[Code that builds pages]
* BEGIN *

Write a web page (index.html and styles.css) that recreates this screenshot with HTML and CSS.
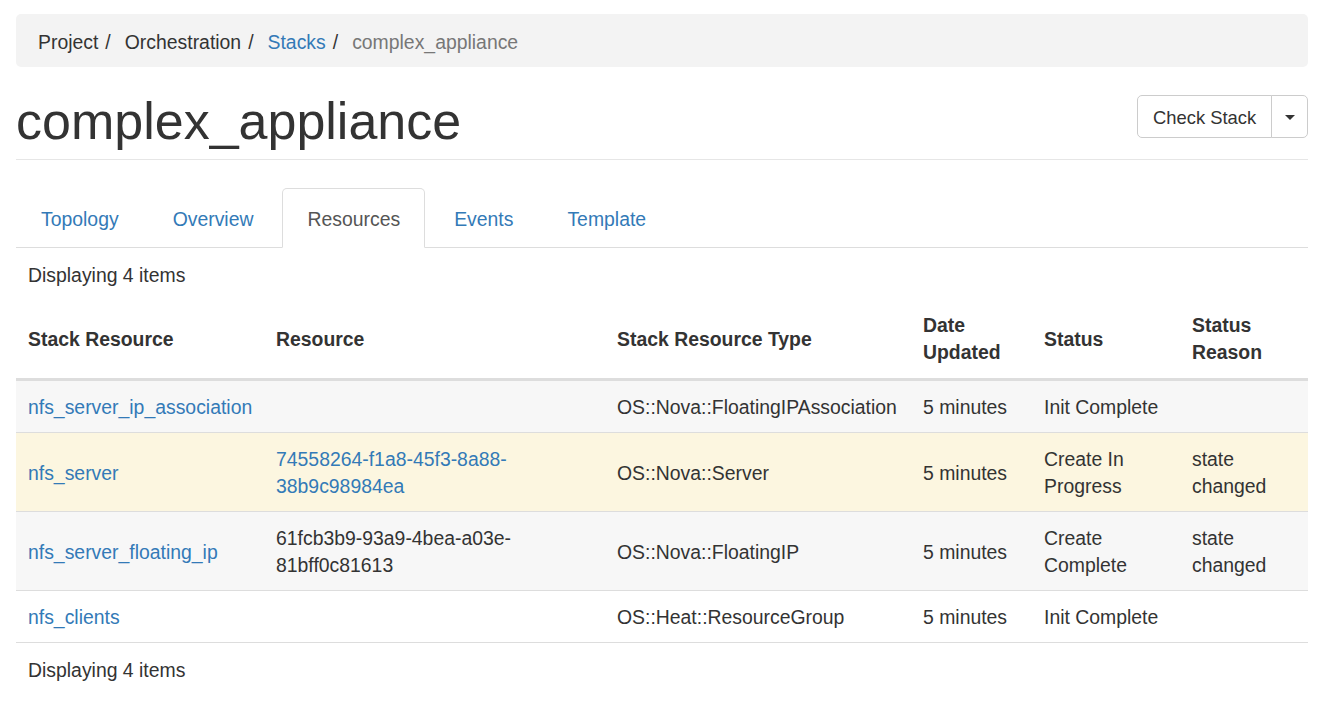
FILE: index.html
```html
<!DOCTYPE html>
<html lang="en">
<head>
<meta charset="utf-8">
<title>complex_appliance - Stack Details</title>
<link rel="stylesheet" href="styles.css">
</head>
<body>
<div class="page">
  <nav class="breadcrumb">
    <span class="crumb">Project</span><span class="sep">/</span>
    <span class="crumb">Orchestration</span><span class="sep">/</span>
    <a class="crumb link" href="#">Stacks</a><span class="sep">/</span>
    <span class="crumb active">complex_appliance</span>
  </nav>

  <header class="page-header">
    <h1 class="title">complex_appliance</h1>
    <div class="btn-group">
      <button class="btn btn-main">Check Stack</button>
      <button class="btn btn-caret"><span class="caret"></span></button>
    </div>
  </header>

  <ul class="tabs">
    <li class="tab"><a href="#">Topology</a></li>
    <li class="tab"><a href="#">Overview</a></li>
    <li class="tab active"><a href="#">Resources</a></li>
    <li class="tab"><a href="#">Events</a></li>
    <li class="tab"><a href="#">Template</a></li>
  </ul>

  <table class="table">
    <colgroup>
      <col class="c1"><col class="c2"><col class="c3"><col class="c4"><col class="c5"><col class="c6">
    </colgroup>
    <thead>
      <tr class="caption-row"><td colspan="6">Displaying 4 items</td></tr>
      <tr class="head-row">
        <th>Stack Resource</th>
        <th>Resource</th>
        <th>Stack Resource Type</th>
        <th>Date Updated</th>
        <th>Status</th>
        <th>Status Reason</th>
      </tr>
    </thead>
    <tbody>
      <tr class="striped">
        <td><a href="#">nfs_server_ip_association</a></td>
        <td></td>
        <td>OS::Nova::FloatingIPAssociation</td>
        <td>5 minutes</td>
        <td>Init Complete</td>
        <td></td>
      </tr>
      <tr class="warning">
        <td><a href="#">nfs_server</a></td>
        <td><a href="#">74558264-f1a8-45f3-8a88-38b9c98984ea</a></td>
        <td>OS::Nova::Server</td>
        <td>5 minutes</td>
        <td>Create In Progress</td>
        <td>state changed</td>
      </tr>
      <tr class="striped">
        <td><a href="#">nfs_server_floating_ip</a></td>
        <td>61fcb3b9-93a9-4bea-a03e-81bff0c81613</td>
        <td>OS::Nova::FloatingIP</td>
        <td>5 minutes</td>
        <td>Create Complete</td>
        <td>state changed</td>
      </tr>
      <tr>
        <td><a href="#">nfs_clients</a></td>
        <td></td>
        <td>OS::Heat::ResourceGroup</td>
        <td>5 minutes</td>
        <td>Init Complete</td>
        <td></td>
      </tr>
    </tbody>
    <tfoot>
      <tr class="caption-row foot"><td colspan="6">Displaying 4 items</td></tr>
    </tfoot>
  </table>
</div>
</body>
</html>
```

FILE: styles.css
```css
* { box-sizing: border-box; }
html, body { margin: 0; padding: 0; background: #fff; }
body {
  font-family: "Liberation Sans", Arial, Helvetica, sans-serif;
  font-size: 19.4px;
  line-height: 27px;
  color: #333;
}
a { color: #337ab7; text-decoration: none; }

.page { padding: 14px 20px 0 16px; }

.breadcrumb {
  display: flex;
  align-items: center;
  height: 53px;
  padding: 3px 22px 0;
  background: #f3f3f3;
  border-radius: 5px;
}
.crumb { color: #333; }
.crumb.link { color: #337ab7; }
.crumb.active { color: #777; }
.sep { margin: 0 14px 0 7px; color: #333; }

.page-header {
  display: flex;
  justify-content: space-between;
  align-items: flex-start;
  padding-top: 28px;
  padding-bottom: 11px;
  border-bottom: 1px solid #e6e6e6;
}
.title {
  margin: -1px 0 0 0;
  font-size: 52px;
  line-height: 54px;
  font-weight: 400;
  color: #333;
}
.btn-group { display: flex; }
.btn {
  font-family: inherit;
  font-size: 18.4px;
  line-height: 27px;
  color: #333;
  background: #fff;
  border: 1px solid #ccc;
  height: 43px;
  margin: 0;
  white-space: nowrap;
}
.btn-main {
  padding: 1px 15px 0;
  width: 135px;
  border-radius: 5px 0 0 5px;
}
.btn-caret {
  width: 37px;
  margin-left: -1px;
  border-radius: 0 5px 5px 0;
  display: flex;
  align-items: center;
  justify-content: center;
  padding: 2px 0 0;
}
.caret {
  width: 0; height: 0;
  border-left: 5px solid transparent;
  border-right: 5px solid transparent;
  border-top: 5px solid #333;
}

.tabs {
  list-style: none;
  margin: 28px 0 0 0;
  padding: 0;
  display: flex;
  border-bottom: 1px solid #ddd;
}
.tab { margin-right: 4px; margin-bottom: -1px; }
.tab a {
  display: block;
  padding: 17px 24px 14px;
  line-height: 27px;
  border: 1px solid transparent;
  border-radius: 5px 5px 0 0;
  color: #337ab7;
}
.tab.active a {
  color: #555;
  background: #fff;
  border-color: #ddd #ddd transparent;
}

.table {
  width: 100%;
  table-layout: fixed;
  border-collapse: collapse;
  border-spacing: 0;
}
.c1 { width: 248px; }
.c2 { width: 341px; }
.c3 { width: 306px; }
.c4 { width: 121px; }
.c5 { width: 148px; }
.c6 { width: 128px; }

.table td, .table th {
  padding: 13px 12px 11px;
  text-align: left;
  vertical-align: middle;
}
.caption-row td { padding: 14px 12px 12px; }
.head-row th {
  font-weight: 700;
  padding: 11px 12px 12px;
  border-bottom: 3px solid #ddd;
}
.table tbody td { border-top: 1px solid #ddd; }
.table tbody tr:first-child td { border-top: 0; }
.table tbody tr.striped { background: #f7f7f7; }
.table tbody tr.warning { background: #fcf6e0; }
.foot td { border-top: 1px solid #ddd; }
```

* END *
* BEGIN *

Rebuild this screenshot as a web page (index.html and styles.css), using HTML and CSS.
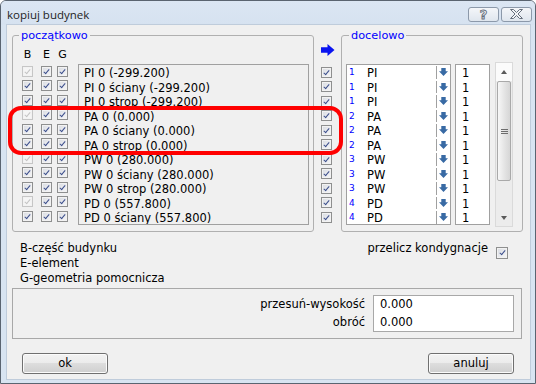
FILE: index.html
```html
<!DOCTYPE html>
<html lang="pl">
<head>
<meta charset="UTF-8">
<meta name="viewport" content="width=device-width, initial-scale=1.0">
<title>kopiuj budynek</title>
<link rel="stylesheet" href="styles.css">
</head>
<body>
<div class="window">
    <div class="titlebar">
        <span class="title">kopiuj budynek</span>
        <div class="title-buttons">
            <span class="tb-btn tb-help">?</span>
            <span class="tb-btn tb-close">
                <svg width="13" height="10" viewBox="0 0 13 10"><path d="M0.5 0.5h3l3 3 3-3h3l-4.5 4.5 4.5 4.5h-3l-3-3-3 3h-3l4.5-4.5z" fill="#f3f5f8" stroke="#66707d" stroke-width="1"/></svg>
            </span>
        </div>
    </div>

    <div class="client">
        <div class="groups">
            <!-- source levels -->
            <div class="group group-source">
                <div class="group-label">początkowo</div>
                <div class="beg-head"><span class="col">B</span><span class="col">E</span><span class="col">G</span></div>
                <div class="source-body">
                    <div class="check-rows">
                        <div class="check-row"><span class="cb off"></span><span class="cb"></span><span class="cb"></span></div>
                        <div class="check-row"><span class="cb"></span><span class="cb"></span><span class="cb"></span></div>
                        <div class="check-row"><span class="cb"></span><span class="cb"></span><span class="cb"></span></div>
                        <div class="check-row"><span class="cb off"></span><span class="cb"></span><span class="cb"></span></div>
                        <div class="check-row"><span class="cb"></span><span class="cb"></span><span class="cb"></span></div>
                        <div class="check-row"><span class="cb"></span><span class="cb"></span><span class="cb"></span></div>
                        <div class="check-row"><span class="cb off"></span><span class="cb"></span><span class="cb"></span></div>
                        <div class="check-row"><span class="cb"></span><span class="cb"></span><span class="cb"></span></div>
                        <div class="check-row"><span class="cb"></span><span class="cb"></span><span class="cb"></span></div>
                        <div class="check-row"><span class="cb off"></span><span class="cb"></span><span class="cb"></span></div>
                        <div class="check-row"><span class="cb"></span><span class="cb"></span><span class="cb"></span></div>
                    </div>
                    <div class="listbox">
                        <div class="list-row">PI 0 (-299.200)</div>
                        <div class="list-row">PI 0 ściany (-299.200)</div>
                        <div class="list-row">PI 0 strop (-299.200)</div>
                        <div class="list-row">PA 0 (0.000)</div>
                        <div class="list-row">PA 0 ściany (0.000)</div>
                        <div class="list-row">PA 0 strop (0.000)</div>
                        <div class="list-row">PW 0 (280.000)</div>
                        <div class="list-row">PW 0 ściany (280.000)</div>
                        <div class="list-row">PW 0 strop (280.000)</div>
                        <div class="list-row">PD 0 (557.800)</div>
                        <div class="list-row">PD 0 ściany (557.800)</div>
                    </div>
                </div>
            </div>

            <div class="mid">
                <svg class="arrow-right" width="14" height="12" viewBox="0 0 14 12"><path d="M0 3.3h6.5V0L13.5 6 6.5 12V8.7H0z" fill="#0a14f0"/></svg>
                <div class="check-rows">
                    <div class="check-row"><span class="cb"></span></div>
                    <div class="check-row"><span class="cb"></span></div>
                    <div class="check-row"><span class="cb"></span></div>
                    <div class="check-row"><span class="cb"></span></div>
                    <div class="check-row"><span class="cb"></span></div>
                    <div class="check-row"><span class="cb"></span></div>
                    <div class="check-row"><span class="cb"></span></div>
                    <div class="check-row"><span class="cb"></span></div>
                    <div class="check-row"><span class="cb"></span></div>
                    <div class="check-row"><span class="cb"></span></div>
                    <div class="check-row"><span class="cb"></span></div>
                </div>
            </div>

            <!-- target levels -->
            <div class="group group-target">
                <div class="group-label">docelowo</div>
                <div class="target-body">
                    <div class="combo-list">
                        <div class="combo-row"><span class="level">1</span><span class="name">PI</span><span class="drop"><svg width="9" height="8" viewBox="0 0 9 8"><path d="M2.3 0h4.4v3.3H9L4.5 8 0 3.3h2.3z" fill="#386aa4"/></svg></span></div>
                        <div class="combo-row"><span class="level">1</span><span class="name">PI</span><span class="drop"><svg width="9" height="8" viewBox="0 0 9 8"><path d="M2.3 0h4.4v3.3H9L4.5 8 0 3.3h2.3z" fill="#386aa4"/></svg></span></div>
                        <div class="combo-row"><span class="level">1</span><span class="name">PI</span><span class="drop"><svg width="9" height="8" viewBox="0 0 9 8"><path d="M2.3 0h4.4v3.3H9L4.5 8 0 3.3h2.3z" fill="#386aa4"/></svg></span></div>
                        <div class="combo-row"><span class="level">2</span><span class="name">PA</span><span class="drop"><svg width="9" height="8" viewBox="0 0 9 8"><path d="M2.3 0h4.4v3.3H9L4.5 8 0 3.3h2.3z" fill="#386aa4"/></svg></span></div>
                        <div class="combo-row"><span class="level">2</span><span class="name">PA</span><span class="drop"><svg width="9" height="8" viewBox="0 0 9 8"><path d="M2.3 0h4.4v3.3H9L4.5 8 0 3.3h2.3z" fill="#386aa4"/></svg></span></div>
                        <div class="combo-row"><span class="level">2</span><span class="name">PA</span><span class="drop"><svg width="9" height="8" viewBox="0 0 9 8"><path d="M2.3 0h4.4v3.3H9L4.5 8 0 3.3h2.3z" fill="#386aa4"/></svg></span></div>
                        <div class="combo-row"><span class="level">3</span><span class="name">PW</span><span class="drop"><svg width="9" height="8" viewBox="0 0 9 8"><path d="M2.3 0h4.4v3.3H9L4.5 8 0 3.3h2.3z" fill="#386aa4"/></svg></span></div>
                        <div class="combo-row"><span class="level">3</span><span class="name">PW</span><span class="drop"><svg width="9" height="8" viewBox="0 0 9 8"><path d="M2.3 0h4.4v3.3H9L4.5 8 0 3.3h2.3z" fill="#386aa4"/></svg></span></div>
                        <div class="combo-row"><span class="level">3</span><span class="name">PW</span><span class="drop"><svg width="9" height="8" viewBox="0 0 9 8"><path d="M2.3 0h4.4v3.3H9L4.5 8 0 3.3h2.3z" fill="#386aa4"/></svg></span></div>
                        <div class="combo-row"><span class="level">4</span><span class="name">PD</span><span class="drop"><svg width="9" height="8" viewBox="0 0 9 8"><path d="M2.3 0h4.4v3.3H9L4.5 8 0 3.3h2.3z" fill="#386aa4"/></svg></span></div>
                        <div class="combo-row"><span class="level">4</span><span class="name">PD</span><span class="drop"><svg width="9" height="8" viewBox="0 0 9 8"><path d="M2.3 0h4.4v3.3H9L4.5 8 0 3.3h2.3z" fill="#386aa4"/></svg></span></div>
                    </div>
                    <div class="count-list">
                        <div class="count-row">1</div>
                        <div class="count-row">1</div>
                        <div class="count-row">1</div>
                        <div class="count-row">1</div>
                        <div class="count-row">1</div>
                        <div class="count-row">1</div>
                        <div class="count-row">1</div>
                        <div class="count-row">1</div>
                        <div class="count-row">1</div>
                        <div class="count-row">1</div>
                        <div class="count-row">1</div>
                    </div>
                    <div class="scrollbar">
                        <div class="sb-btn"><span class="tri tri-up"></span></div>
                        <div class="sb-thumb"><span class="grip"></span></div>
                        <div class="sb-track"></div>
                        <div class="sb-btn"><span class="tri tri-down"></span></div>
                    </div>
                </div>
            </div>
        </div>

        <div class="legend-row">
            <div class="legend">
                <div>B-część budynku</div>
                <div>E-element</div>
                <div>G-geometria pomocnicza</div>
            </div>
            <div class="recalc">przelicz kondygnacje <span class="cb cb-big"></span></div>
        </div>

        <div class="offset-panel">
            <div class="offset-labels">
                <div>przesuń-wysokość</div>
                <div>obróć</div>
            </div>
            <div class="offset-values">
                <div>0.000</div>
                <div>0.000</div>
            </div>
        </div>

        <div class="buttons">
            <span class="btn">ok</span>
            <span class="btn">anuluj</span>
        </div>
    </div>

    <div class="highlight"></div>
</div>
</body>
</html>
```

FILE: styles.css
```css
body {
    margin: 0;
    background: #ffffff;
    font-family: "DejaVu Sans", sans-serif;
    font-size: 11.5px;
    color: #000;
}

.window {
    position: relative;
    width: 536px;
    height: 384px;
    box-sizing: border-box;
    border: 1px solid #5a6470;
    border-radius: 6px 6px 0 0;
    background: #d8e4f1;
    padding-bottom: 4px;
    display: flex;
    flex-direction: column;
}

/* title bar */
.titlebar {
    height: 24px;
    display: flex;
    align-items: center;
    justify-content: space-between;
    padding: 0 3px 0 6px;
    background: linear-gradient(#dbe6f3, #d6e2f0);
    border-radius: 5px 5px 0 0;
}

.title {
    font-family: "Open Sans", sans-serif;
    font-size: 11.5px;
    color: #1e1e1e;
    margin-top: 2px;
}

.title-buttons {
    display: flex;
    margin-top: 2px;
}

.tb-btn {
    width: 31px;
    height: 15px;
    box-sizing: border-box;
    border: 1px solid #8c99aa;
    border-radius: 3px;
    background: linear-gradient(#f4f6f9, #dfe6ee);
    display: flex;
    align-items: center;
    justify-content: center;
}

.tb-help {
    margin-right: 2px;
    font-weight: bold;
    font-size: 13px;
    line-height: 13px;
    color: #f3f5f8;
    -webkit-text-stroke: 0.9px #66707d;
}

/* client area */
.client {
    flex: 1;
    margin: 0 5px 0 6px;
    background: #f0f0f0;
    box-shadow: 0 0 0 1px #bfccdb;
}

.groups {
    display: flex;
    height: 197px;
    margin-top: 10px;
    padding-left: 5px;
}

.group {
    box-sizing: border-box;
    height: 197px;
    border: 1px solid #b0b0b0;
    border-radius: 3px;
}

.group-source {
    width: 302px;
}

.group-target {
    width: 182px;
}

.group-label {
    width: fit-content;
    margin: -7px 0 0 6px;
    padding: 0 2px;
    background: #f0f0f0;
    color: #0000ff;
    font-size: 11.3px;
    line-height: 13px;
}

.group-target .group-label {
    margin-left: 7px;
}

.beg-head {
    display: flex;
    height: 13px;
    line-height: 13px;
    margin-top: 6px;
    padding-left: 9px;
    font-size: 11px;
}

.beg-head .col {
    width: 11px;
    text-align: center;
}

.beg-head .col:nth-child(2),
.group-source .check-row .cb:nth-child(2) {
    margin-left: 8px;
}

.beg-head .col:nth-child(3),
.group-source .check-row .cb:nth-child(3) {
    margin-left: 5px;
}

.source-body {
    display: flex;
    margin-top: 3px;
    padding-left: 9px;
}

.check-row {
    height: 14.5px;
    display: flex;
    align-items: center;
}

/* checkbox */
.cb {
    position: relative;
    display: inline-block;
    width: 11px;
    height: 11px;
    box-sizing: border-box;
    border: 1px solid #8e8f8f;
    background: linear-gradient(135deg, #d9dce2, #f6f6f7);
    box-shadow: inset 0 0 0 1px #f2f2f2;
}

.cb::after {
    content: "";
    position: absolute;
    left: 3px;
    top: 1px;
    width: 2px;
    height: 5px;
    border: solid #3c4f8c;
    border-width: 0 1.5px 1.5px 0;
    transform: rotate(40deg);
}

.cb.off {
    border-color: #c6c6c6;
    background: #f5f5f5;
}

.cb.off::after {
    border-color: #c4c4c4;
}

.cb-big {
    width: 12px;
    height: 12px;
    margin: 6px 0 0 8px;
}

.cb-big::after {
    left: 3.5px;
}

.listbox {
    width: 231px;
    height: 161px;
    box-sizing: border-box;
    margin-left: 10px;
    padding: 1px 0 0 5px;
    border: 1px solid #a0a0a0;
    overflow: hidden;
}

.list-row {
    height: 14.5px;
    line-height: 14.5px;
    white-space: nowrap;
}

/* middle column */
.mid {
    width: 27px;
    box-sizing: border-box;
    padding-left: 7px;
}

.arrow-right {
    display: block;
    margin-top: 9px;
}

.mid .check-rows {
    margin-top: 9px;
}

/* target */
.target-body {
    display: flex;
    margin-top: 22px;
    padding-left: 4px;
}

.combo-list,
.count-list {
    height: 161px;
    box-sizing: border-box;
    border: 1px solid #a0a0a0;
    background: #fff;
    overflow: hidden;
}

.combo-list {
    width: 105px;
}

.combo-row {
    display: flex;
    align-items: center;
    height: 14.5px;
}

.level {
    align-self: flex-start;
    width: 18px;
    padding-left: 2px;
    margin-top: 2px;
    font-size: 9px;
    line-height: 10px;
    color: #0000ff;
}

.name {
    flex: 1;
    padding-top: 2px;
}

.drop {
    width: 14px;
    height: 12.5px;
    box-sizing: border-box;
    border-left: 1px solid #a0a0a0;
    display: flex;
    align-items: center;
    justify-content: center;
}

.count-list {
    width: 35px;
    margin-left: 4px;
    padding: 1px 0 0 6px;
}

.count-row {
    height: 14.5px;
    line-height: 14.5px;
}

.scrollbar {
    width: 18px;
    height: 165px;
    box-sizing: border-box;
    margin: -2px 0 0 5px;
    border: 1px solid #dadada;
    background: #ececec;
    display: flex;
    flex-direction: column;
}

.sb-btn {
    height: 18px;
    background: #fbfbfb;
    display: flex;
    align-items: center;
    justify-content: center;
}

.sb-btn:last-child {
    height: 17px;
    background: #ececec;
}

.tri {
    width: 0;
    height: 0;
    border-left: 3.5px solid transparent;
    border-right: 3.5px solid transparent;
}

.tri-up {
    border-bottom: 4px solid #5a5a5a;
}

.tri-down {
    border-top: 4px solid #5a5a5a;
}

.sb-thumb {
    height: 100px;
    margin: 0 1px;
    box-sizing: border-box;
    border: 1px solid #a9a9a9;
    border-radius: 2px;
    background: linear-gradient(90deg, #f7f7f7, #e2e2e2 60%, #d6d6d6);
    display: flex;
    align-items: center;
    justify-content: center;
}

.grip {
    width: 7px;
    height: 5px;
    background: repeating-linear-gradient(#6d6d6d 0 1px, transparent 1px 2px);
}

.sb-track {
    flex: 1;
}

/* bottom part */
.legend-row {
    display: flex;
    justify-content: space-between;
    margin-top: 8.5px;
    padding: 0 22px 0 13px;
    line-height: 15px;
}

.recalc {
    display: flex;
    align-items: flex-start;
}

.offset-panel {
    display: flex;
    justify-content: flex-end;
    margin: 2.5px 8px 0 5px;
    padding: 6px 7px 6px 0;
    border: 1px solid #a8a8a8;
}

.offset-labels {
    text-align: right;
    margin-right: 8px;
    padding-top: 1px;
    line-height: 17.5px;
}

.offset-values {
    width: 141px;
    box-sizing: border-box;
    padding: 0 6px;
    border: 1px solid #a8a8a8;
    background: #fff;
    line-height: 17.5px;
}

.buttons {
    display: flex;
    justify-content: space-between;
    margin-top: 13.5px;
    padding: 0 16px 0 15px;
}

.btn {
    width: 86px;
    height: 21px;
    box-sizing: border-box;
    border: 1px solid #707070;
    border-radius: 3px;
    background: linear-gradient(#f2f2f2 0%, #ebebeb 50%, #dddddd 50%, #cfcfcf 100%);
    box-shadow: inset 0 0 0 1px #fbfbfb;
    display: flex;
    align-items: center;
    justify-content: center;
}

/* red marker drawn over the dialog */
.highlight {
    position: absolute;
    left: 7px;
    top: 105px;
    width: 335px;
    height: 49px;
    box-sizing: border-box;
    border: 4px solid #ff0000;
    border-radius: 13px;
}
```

* END *

WHAT YOU WILL DO:
Pick out every line of the listing containing the word "screenshot", and show those lines.

ANSWER TO THE TASK:
Write a web page (index.html and styles.css) that recreates this screenshot with HTML and CSS.
Rebuild this screenshot as a web page (index.html and styles.css), using HTML and CSS.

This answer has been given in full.